▶ [STATED EXERCISE] Please write the listing below out again exactly, leaving every picture behind.

▶ [DATA BLOCK]
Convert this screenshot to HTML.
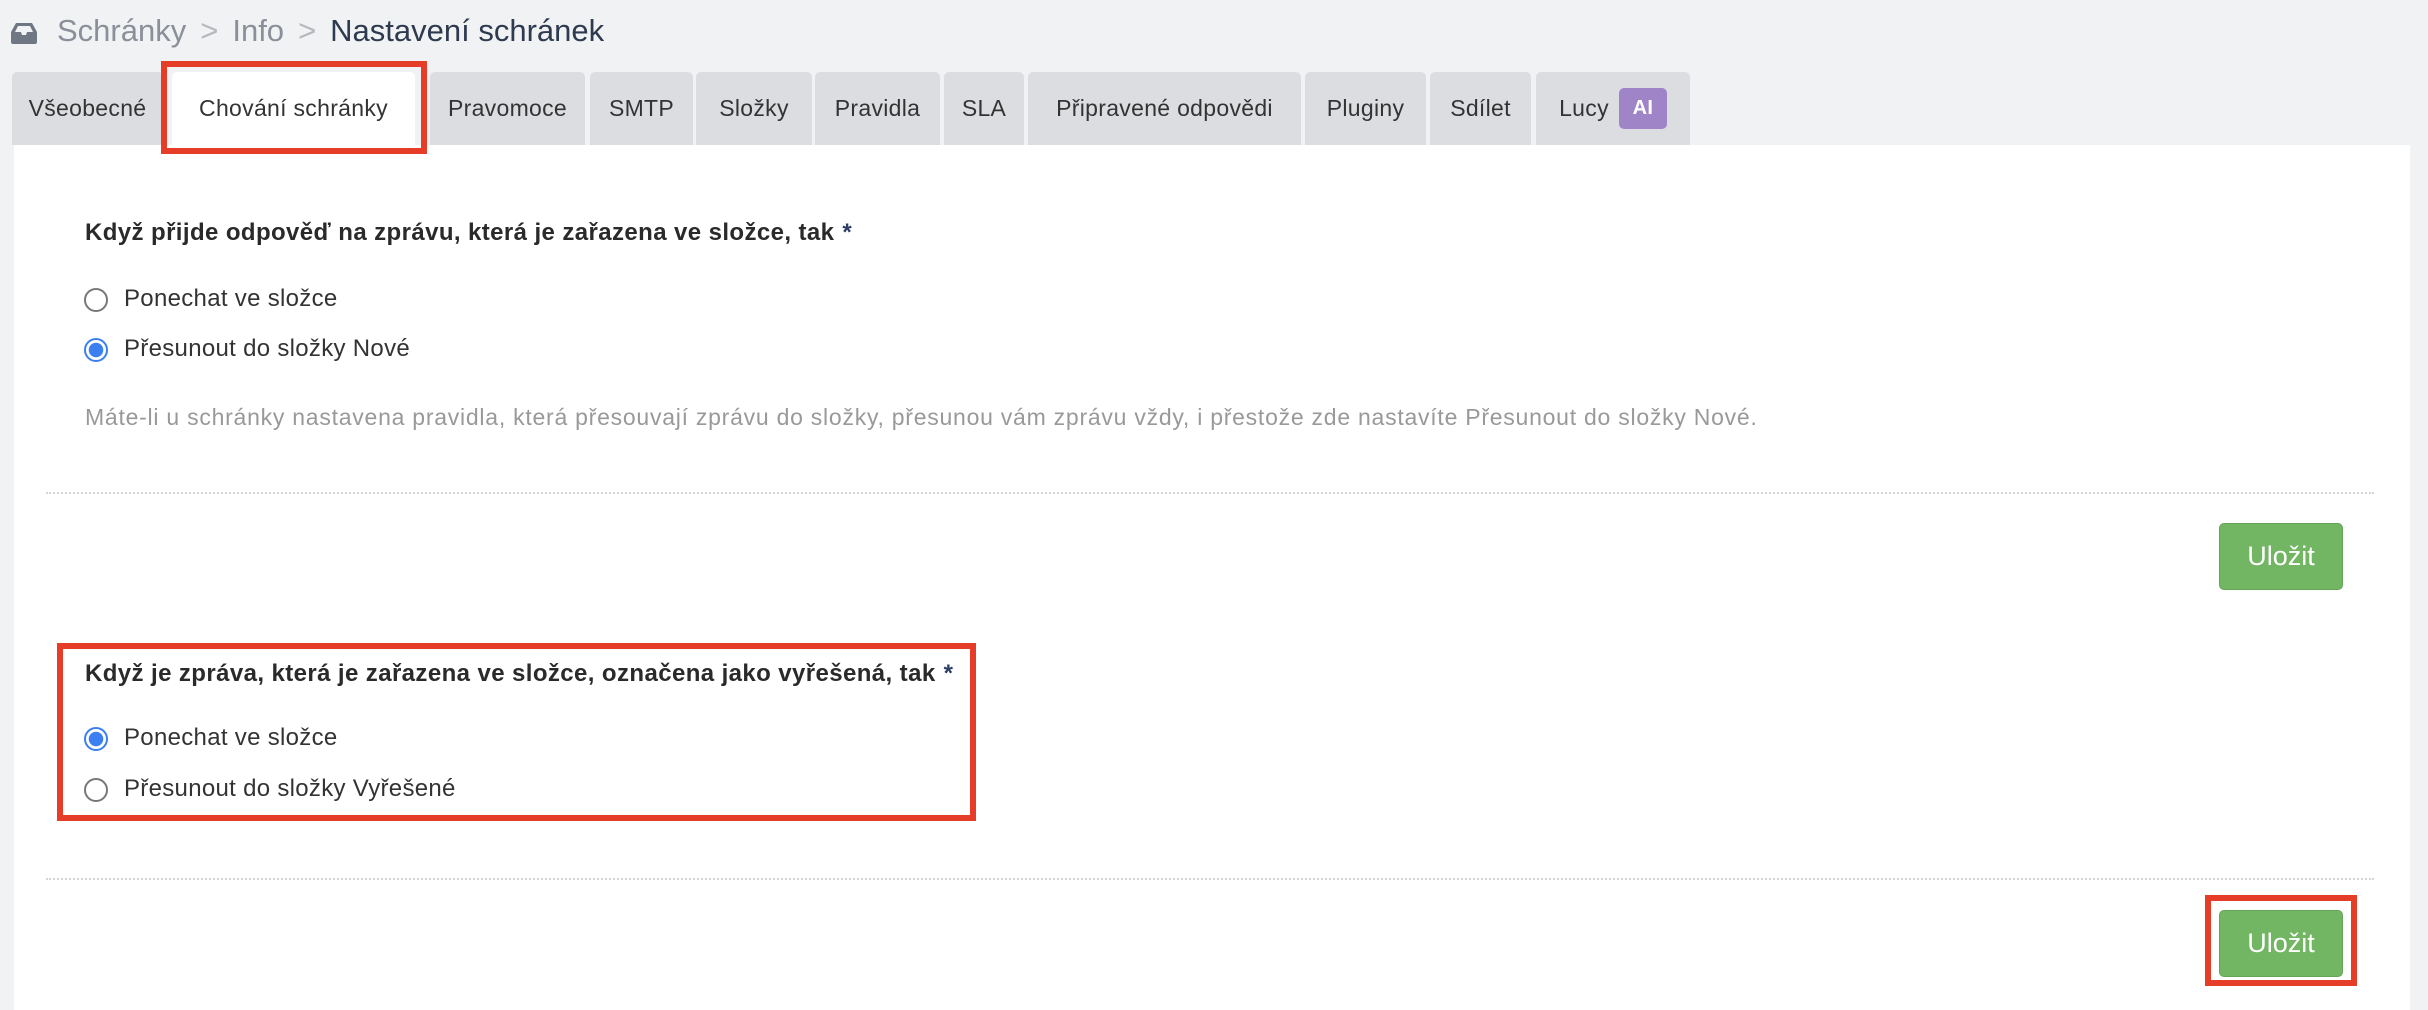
<!DOCTYPE html>
<html><head><meta charset="utf-8"><style>
*{margin:0;padding:0;box-sizing:border-box}
body{width:2428px;height:1010px;background:#f1f2f4;font-family:"Liberation Sans",sans-serif;position:relative;overflow:hidden;color:#333}
.abs{position:absolute}
.bc{top:13px;left:57px;font-size:31px;color:#8a8f99;white-space:nowrap}
.bc b{font-weight:normal;color:#2e3a4f}
.bc i{font-style:normal;color:#b5b8be;margin:0 14px}
.tab{position:absolute;top:72px;height:73px;background:#dcdde1;border-radius:5px 5px 0 0;font-size:23px;letter-spacing:.3px;color:#333;display:flex;align-items:center;justify-content:center;white-space:nowrap}
.tab.act{background:#fff}
.content{left:14px;top:145px;width:2396px;height:865px;background:#fff}
.h{font-size:24px;letter-spacing:.4px;font-weight:bold;color:#2a2a2a;white-space:nowrap}
.h span{color:#2c3e66;margin-left:8px}
.lbl{font-size:24px;letter-spacing:.3px;color:#333;white-space:nowrap}
.radio{width:24px;height:24px;border-radius:50%;border:2px solid #777;background:#fff}
.radio.on{border:2px solid #3b7ff0;background:radial-gradient(circle,#3b7ff0 0 7px,#fff 7.5px)}
.help{font-size:23px;letter-spacing:.75px;color:#999;white-space:nowrap}
.dot{height:0;border-top:2px dotted #d5d5d5;left:46px;width:2328px}
.btn{background:#72b563;border:1px solid #64a656;border-radius:5px;color:#fff;font-size:27px;display:flex;align-items:center;justify-content:center;width:124px;height:67px;left:2219px}
.red{border:6px solid #e53d27}
</style></head><body>
<svg class="abs" style="left:11px;top:22px" width="26" height="22" viewBox="0 0 26 22"><path d="M5 1h16l5 9v10a2 2 0 0 1-2 2H2a2 2 0 0 1-2-2V10z" fill="#707784"/><path d="M4 10l3-6h12l3 6h-6l-1 3h-4l-1-3z" fill="#f1f2f4"/></svg>
<div class="abs bc">Schránky<i>&gt;</i>Info<i>&gt;</i><b>Nastavení schránek</b></div>

<div class="tab" style="left:12px;width:151px">Všeobecné</div>
<div class="tab act" style="left:172px;width:243px">Chování schránky</div>
<div class="tab" style="left:430px;width:155px">Pravomoce</div>
<div class="tab" style="left:590px;width:103px">SMTP</div>
<div class="tab" style="left:696px;width:116px">Složky</div>
<div class="tab" style="left:815px;width:125px">Pravidla</div>
<div class="tab" style="left:944px;width:80px">SLA</div>
<div class="tab" style="left:1028px;width:273px">Připravené odpovědi</div>
<div class="tab" style="left:1305px;width:121px">Pluginy</div>
<div class="tab" style="left:1430px;width:101px">Sdílet</div>
<div class="tab" style="left:1536px;width:154px">Lucy<span style="display:inline-flex;align-items:center;justify-content:center;background:#a084c8;color:#fff;font-weight:bold;font-size:20px;width:48px;height:41px;border-radius:5px;margin-left:10px">AI</span></div>

<div class="abs content"></div>
<div class="abs red" style="left:161px;top:61px;width:266px;height:93px"></div>

<div class="abs h" style="left:85px;top:219px">Když přijde odpověď na zprávu, která je zařazena ve složce, tak<span>*</span></div>
<div class="abs radio" style="left:84px;top:288px"></div>
<div class="abs lbl" style="left:124px;top:285px">Ponechat ve složce</div>
<div class="abs radio on" style="left:84px;top:338px"></div>
<div class="abs lbl" style="left:124px;top:335px">Přesunout do složky Nové</div>
<div class="abs help" style="left:85px;top:404px">Máte-li u schránky nastavena pravidla, která přesouvají zprávu do složky, přesunou vám zprávu vždy, i přestože zde nastavíte Přesunout do složky Nové.</div>
<div class="abs dot" style="top:492px"></div>
<div class="abs btn" style="top:523px">Uložit</div>

<div class="abs h" style="left:85px;top:660px">Když je zpráva, která je zařazena ve složce, označena jako vyřešená, tak<span>*</span></div>
<div class="abs radio on" style="left:84px;top:727px"></div>
<div class="abs lbl" style="left:124px;top:724px">Ponechat ve složce</div>
<div class="abs radio" style="left:84px;top:778px"></div>
<div class="abs lbl" style="left:124px;top:775px">Přesunout do složky Vyřešené</div>
<div class="abs red" style="left:57px;top:643px;width:919px;height:178px"></div>
<div class="abs dot" style="top:878px"></div>
<div class="abs btn" style="top:910px">Uložit</div>
<div class="abs red" style="left:2205px;top:895px;width:152px;height:91px"></div>
</body></html>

▶ [SOLUTION TO THE PROBLEM]
Convert this screenshot to HTML.
<!DOCTYPE html>
<html><head><meta charset="utf-8"><style>
*{margin:0;padding:0;box-sizing:border-box}
body{width:2428px;height:1010px;background:#f1f2f4;font-family:"Liberation Sans",sans-serif;position:relative;overflow:hidden;color:#333}
.abs{position:absolute}
.bc{top:13px;left:57px;font-size:31px;color:#8a8f99;white-space:nowrap}
.bc b{font-weight:normal;color:#2e3a4f}
.bc i{font-style:normal;color:#b5b8be;margin:0 14px}
.tab{position:absolute;top:72px;height:73px;background:#dcdde1;border-radius:5px 5px 0 0;font-size:23px;letter-spacing:.3px;color:#333;display:flex;align-items:center;justify-content:center;white-space:nowrap}
.tab.act{background:#fff}
.content{left:14px;top:145px;width:2396px;height:865px;background:#fff}
.h{font-size:24px;letter-spacing:.4px;font-weight:bold;color:#2a2a2a;white-space:nowrap}
.h span{color:#2c3e66;margin-left:8px}
.lbl{font-size:24px;letter-spacing:.3px;color:#333;white-space:nowrap}
.radio{width:24px;height:24px;border-radius:50%;border:2px solid #777;background:#fff}
.radio.on{border:2px solid #3b7ff0;background:radial-gradient(circle,#3b7ff0 0 7px,#fff 7.5px)}
.help{font-size:23px;letter-spacing:.75px;color:#999;white-space:nowrap}
.dot{height:0;border-top:2px dotted #d5d5d5;left:46px;width:2328px}
.btn{background:#72b563;border:1px solid #64a656;border-radius:5px;color:#fff;font-size:27px;display:flex;align-items:center;justify-content:center;width:124px;height:67px;left:2219px}
.red{border:6px solid #e53d27}
</style></head><body>
<svg class="abs" style="left:11px;top:22px" width="26" height="22" viewBox="0 0 26 22"><path d="M5 1h16l5 9v10a2 2 0 0 1-2 2H2a2 2 0 0 1-2-2V10z" fill="#707784"/><path d="M4 10l3-6h12l3 6h-6l-1 3h-4l-1-3z" fill="#f1f2f4"/></svg>
<div class="abs bc">Schránky<i>&gt;</i>Info<i>&gt;</i><b>Nastavení schránek</b></div>

<div class="tab" style="left:12px;width:151px">Všeobecné</div>
<div class="tab act" style="left:172px;width:243px">Chování schránky</div>
<div class="tab" style="left:430px;width:155px">Pravomoce</div>
<div class="tab" style="left:590px;width:103px">SMTP</div>
<div class="tab" style="left:696px;width:116px">Složky</div>
<div class="tab" style="left:815px;width:125px">Pravidla</div>
<div class="tab" style="left:944px;width:80px">SLA</div>
<div class="tab" style="left:1028px;width:273px">Připravené odpovědi</div>
<div class="tab" style="left:1305px;width:121px">Pluginy</div>
<div class="tab" style="left:1430px;width:101px">Sdílet</div>
<div class="tab" style="left:1536px;width:154px">Lucy<span style="display:inline-flex;align-items:center;justify-content:center;background:#a084c8;color:#fff;font-weight:bold;font-size:20px;width:48px;height:41px;border-radius:5px;margin-left:10px">AI</span></div>

<div class="abs content"></div>
<div class="abs red" style="left:161px;top:61px;width:266px;height:93px"></div>

<div class="abs h" style="left:85px;top:219px">Když přijde odpověď na zprávu, která je zařazena ve složce, tak<span>*</span></div>
<div class="abs radio" style="left:84px;top:288px"></div>
<div class="abs lbl" style="left:124px;top:285px">Ponechat ve složce</div>
<div class="abs radio on" style="left:84px;top:338px"></div>
<div class="abs lbl" style="left:124px;top:335px">Přesunout do složky Nové</div>
<div class="abs help" style="left:85px;top:404px">Máte-li u schránky nastavena pravidla, která přesouvají zprávu do složky, přesunou vám zprávu vždy, i přestože zde nastavíte Přesunout do složky Nové.</div>
<div class="abs dot" style="top:492px"></div>
<div class="abs btn" style="top:523px">Uložit</div>

<div class="abs h" style="left:85px;top:660px">Když je zpráva, která je zařazena ve složce, označena jako vyřešená, tak<span>*</span></div>
<div class="abs radio on" style="left:84px;top:727px"></div>
<div class="abs lbl" style="left:124px;top:724px">Ponechat ve složce</div>
<div class="abs radio" style="left:84px;top:778px"></div>
<div class="abs lbl" style="left:124px;top:775px">Přesunout do složky Vyřešené</div>
<div class="abs red" style="left:57px;top:643px;width:919px;height:178px"></div>
<div class="abs dot" style="top:878px"></div>
<div class="abs btn" style="top:910px">Uložit</div>
<div class="abs red" style="left:2205px;top:895px;width:152px;height:91px"></div>
</body></html>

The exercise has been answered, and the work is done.